We raised our son in Oakland. He heard his share of guns going off. Sometimes in the middle of the night. Sometimes on a holiday. Celebratory gunfire. Most of the time we consoled ourselves with the idea that it was probably firecrackers. Probably.
In the second or two after we heard the report, then the crack behind us, all those sounds played in my head. And while those moments from the past jangled about, the words that came out of my mouth were these: "Move. Now."
We weren't in Oakland. We were in San Luis Obispo. How could this be happening? My son reacted to my tone of voice as well as his own adrenaline from the noise we all heard. He went quickly around the back of the house. His house. The one we were visiting. He wanted to make sure that we could get inside.
I had a hand on my wife's back, herding her to the front door. I knew that the door was unlocked. I had been the last one out when I left to go pick my wife up at the train station, and my son from his Black Friday shift. Once we were through the door, I considered turning off the porch light. I thought about locking the door. I wondered where my son was.
That's when he appeared. Seconds after we had separated on the driveway, we were reunited in the living room. All three of us were breathing like we had run a marathon. Then the questions started.
"What was that?"
"Was that a gun?"
"What did it hit?"
"Are you sure it was a gun?"
My son was sure. He dialed 911 and reported a shot fired. He gave them his name and address. He hung up.

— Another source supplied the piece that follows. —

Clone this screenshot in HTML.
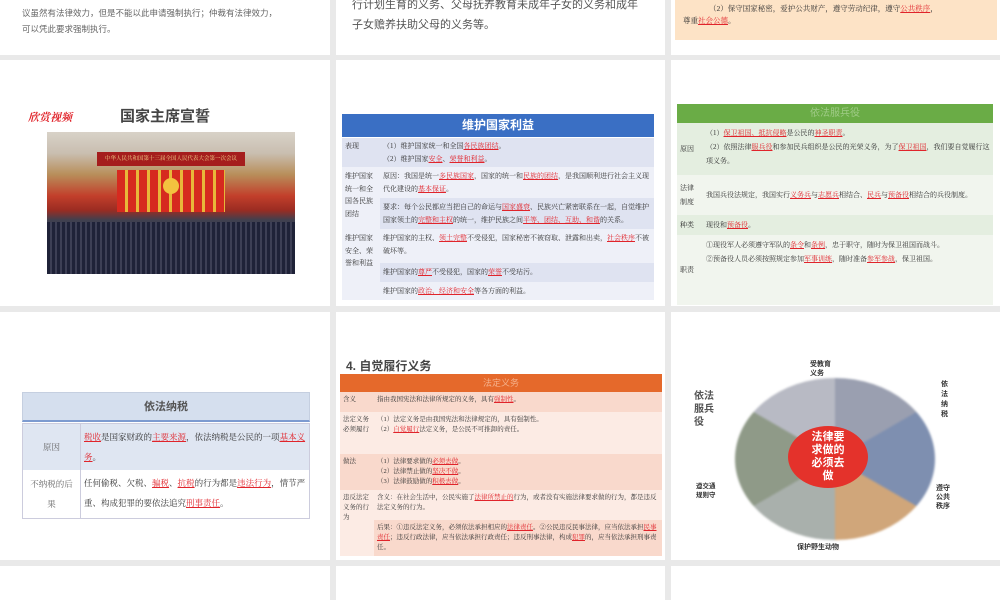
<!DOCTYPE html>
<html><head><meta charset="utf-8"><style>
*{margin:0;padding:0;box-sizing:border-box}
body{width:1000px;height:600px;background:#e9e9e9;position:relative;overflow:hidden;font-family:"Liberation Serif","Noto Serif CJK SC",serif;color:#333}
.s{position:absolute;background:#fff;overflow:hidden}
.r{color:#e0242b;text-decoration:underline}
.sans{font-family:"Liberation Sans","Noto Sans CJK SC",sans-serif}
table{border-collapse:collapse;width:100%}
td{vertical-align:top}
</style></head><body>
<!-- row 0 -->
<div class="s" style="left:0;top:0;width:330px;height:55px">
<div class="sans" style="position:absolute;left:22px;top:5px;font-size:8.5px;color:#666;line-height:16px">议虽然有法律效力，但是不能以此申请强制执行；仲裁有法律效力，<br>可以凭此要求强制执行。</div></div>
<div class="s" style="left:336px;top:0;width:329px;height:55px">
<div class="sans" style="position:absolute;left:16px;top:-5px;font-size:11px;color:#555;line-height:20px">行计划生育的义务、父母抚养教育未成年子女的义务和成年<br>子女赡养扶助父母的义务等。</div></div>
<div class="s" style="left:671px;top:0;width:329px;height:55px">
<div style="position:absolute;left:4px;top:0;width:322px;height:40px;background:#fde3c6;font-size:7.5px;padding:3px 0 0 34px;line-height:12px">（2）保守国家秘密，爱护公共财产，遵守劳动纪律，遵守<span class="r">公共秩序</span>，<br><span style="margin-left:-26px">尊重</span><span class="r">社会公德</span>。</div></div>
<!-- row 1 -->
<div class="s" style="left:0;top:60px;width:330px;height:246px">
<div style="position:absolute;left:28px;top:49px;font-size:11px;color:#e0242b;font-weight:bold;font-style:italic">欣赏视频</div>
<div class="sans" style="position:absolute;left:120px;top:45px;font-size:15px;font-weight:bold;color:#444">国家主席宣誓</div>
<div style="position:absolute;left:47px;top:72px;width:248px;height:142px;background:linear-gradient(#d8d2c8 0,#c9beb0 15%,#b88e5a 30%,#c23f2b 45%,#9b2c22 55%,#40404f 62%,#2a2d45 100%)">
<div style="position:absolute;left:50px;top:20px;width:148px;height:14px;background:#a51d1d;color:#f6d78d;font-size:5.5px;text-align:center;line-height:14px">中华人民共和国第十三届全国人民代表大会第一次会议</div>
<div style="position:absolute;left:70px;top:38px;width:108px;height:42px;background:repeating-linear-gradient(90deg,#d62a1f 0 8px,#e8b73a 8px 11px)"></div>
<div style="position:absolute;left:116px;top:46px;width:16px;height:16px;border-radius:50%;background:#f3c23f"></div>
<div style="position:absolute;left:0;top:90px;width:248px;height:52px;background:repeating-linear-gradient(90deg,#1f2238 0 3px,#3d3f55 3px 5px)"></div>
</div></div>
<div class="s" style="left:336px;top:60px;width:329px;height:246px">
<div class="sans" style="position:absolute;left:6px;top:54px;width:312px;height:23px;background:#3a6fc4;color:#fff;font-size:12px;font-weight:bold;text-align:center;line-height:23px">维护国家利益</div>
<table style="position:absolute;left:6px;top:78px;width:312px;font-size:7px;line-height:12.5px">
<tr style="background:#dfe3f1"><td style="width:38px;padding:2px 3px;height:29px">表现</td><td style="padding:2px 3px">（1）维护国家统一和全国<span class="r">各民族团结</span>。<br>（2）维护国家<span class="r">安全</span>、<span class="r">荣誉和利益</span>。</td></tr>
<tr style="background:#eef0f8"><td rowspan="2" style="padding:3px">维护国家统一和全国各民族团结</td><td style="padding:3px">原因：我国是统一<span class="r">多民族国家</span>，国家的统一和<span class="r">民族的团结</span>，是我国顺利进行社会主义现代化建设的<span class="r">基本保证</span>。</td></tr>
<tr style="background:#dfe3f1"><td style="padding:3px">要求：每个公民都应当把自己的命运与<span class="r">国家盛衰</span>、民族兴亡紧密联系在一起，自觉维护国家领土的<span class="r">完整和主权</span>的统一，维护民族之间<span class="r">平等、团结、互助、和谐</span>的关系。</td></tr>
<tr style="background:#eef0f8"><td rowspan="3" style="padding:3px">维护国家安全、荣誉和利益</td><td style="padding:3px;height:34px">维护国家的主权、<span class="r">领土完整</span>不受侵犯，国家秘密不被窃取、泄露和出卖，<span class="r">社会秩序</span>不被破坏等。</td></tr>
<tr style="background:#dfe3f1"><td style="padding:3px">维护国家的<span class="r">尊严</span>不受侵犯，国家的<span class="r">荣誉</span>不受玷污。</td></tr>
<tr style="background:#eef0f8"><td style="padding:3px">维护国家的<span class="r">政治、经济和安全</span>等各方面的利益。</td></tr>
</table></div>
<div class="s" style="left:671px;top:60px;width:329px;height:246px">
<div class="sans" style="position:absolute;left:6px;top:44px;width:316px;height:19px;background:#6aac46;color:#9fcb86;font-size:10px;text-align:center;line-height:19px">依法服兵役</div>
<table style="position:absolute;left:6px;top:63px;width:316px;font-size:7px;line-height:14px">
<tr style="background:#e4eee0"><td style="width:26px;padding:3px;height:52px;vertical-align:middle">原因</td><td style="padding:3px">（1）<span class="r">保卫祖国、抵抗侵略</span>是公民的<span class="r">神圣职责</span>。<br>（2）依照法律<span class="r">服兵役</span>和参加民兵组织是公民的光荣义务，为了<span class="r">保卫祖国</span>，我们要自觉履行这项义务。</td></tr>
<tr style="background:#f1f5ee"><td style="padding:3px;height:40px;vertical-align:middle">法律制度</td><td style="padding:3px;vertical-align:middle">我国兵役法规定，我国实行<span class="r">义务兵</span>与<span class="r">志愿兵</span>相结合、<span class="r">民兵</span>与<span class="r">预备役</span>相结合的兵役制度。</td></tr>
<tr style="background:#e4eee0"><td style="padding:3px">种类</td><td style="padding:3px">现役和<span class="r">预备役</span>。</td></tr>
<tr style="background:#f1f5ee"><td style="padding:3px;height:70px;vertical-align:middle">职责</td><td style="padding:3px">①现役军人必须遵守军队的<span class="r">条令</span>和<span class="r">条例</span>，忠于职守，随时为保卫祖国而战斗。<br>②预备役人员必须按照规定参加<span class="r">军事训练</span>，随时准备<span class="r">参军参战</span>，保卫祖国。</td></tr>
</table></div>
<!-- row 2 -->
<div class="s" style="left:0;top:312px;width:330px;height:248px">
<div class="sans" style="position:absolute;left:22px;top:80px;width:288px;height:30px;background:#d5dfee;border:1px solid #c5cfe0;border-bottom:2px solid #7d9bd0;font-size:11px;font-weight:bold;color:#555;text-align:center;line-height:28px">依法纳税</div>
<table style="position:absolute;left:22px;top:111px;width:288px;font-size:8.5px;line-height:20px;border:1px solid #ccd">
<tr style="background:#dfe6f2"><td style="width:58px;padding:4px;text-align:center;vertical-align:middle;color:#666;border-right:1px solid #ccd">原因</td><td style="padding:3px">  <span class="r">税收</span>是国家财政的<span class="r">主要来源</span>，依法纳税是公民的一项<span class="r">基本义务</span>。</td></tr>
<tr><td style="padding:4px;text-align:center;vertical-align:middle;color:#666;border-right:1px solid #ccd">不纳税的后果</td><td style="padding:3px">任何偷税、欠税、<span class="r">骗税</span>、<span class="r">抗税</span>的行为都是<span class="r">违法行为</span>，情节严重、构成犯罪的要依法追究<span class="r">刑事责任</span>。</td></tr>
</table></div>
<div class="s" style="left:336px;top:312px;width:329px;height:248px">
<div class="sans" style="position:absolute;left:10px;top:45px;font-size:12px;font-weight:bold;color:#444">4. 自觉履行义务</div>
<div class="sans" style="position:absolute;left:4px;top:62px;width:322px;height:18px;background:#e5692b;color:#f5b08a;font-size:9px;text-align:center;line-height:18px">法定义务</div>
<table style="position:absolute;left:4px;top:80px;width:322px;font-size:6.5px;line-height:10px">
<tr style="background:#f9d9cc"><td style="width:34px;padding:3px;height:20px">含义</td><td style="padding:3px">指由我国宪法和法律所规定的义务，具有<span class="r">强制性</span>。</td></tr>
<tr style="background:#fcebe4"><td style="padding:3px;height:42px">法定义务必须履行</td><td style="padding:3px">（1）法定义务是由我国宪法和法律规定的，具有强制性。<br>（2）<span class="r">自觉履行</span>法定义务，是公民不可推卸的责任。</td></tr>
<tr style="background:#f9d9cc"><td style="padding:3px;height:36px">做法</td><td style="padding:3px">（1）法律要求做的<span class="r">必须去做</span>。<br>（2）法律禁止做的<span class="r">坚决不做</span>。<br>（3）法律鼓励做的<span class="r">积极去做</span>。</td></tr>
<tr style="background:#fcebe4"><td rowspan="2" style="padding:3px">违反法定义务的行为</td><td style="padding:3px;height:30px">含义：在社会生活中，公民实施了<span class="r">法律所禁止的</span>行为，或者没有实施法律要求做的行为，都是违反法定义务的行为。</td></tr>
<tr style="background:#f9d9cc"><td style="padding:3px">后果：①违反法定义务，必须依法承担相应的<span class="r">法律责任</span>。②公民违反民事法律，应当依法承担<span class="r">民事责任</span>；违反行政法律，应当依法承担行政责任；违反刑事法律，构成<span class="r">犯罪</span>的，应当依法承担刑事责任。</td></tr>
</table></div>
<div class="s sans" style="left:671px;top:312px;width:329px;height:248px">
<div style="position:absolute;left:64px;top:66px;width:200px;height:162px;border-radius:50%;background:conic-gradient(#9a9fb0 0 60deg,#7e8fb0 60deg 120deg,#d0a67a 120deg 180deg,#a9b0ac 180deg 240deg,#8f9a88 240deg 300deg,#b8bac4 300deg 360deg);filter:blur(1px)"></div>
<div style="position:absolute;left:117px;top:114px;width:80px;height:62px;border-radius:50%;background:#e4322b;color:#fff;font-size:11px;font-weight:bold;text-align:center;line-height:13px;padding-top:5px">法律要<br>求做的<br>必须去<br>做</div>
<div style="position:absolute;left:139px;top:48px;font-size:7px;font-weight:bold;line-height:9px">受教育<br>义务</div>
<div style="position:absolute;left:23px;top:78px;font-size:10px;font-weight:bold;line-height:13px;color:#555">依法<br>服兵<br>役</div>
<div style="position:absolute;left:270px;top:68px;width:8px;font-size:7px;font-weight:bold;line-height:10px">依法纳税</div>
<div style="position:absolute;left:25px;top:170px;font-size:6.5px;font-weight:bold;line-height:9px">遵交通<br>规则守</div>
<div style="position:absolute;left:265px;top:172px;font-size:7px;font-weight:bold;line-height:9px">遵守<br>公共<br>秩序</div>
<div style="position:absolute;left:126px;top:230px;font-size:7px;font-weight:bold">保护野生动物</div>
</div>
<!-- row 3 -->
<div class="s" style="left:0;top:566px;width:330px;height:34px"></div>
<div class="s" style="left:336px;top:566px;width:329px;height:34px"></div>
<div class="s" style="left:671px;top:566px;width:329px;height:34px"></div>
</body></html>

"They said someone else also called it in."
We stood in the center of the dark house, not wanting to move. Not wanting to turn on a light. A patrol car was coming.
Eventually we sat on the couch and turned on the television. We waited.
My son answered the door to meet the officer who was there to make sure we were safe. My wife and I, emboldened by the presence of two police officers, walked outside to look at what may or may not have happened. As we looked around with the aid of our law enforcement flashlights. We were asked to point out where we heard the sounds. They wanted to reassure us that it probably wasn't a gunshot. There was no damage to the garage, the car, the driveway. There was no shell casing.
Maybe it was a pellet gun. Maybe an Airsoft rifle. We listened politely to the conjectures. We took some comfort in them. And when we went back inside, after thanking the officers for their help, we spend the next hour unjangling our collective nerves. It didn't make a lot of sense that a gun would be fired in suburban San Luis Obispo on a Saturday night. By some drunk? A frat guy? A teenager? Juvenile delinquent?
We wondered aloud. We doubted. Then we affirmed. Whatever it was, it got us all moving. Together.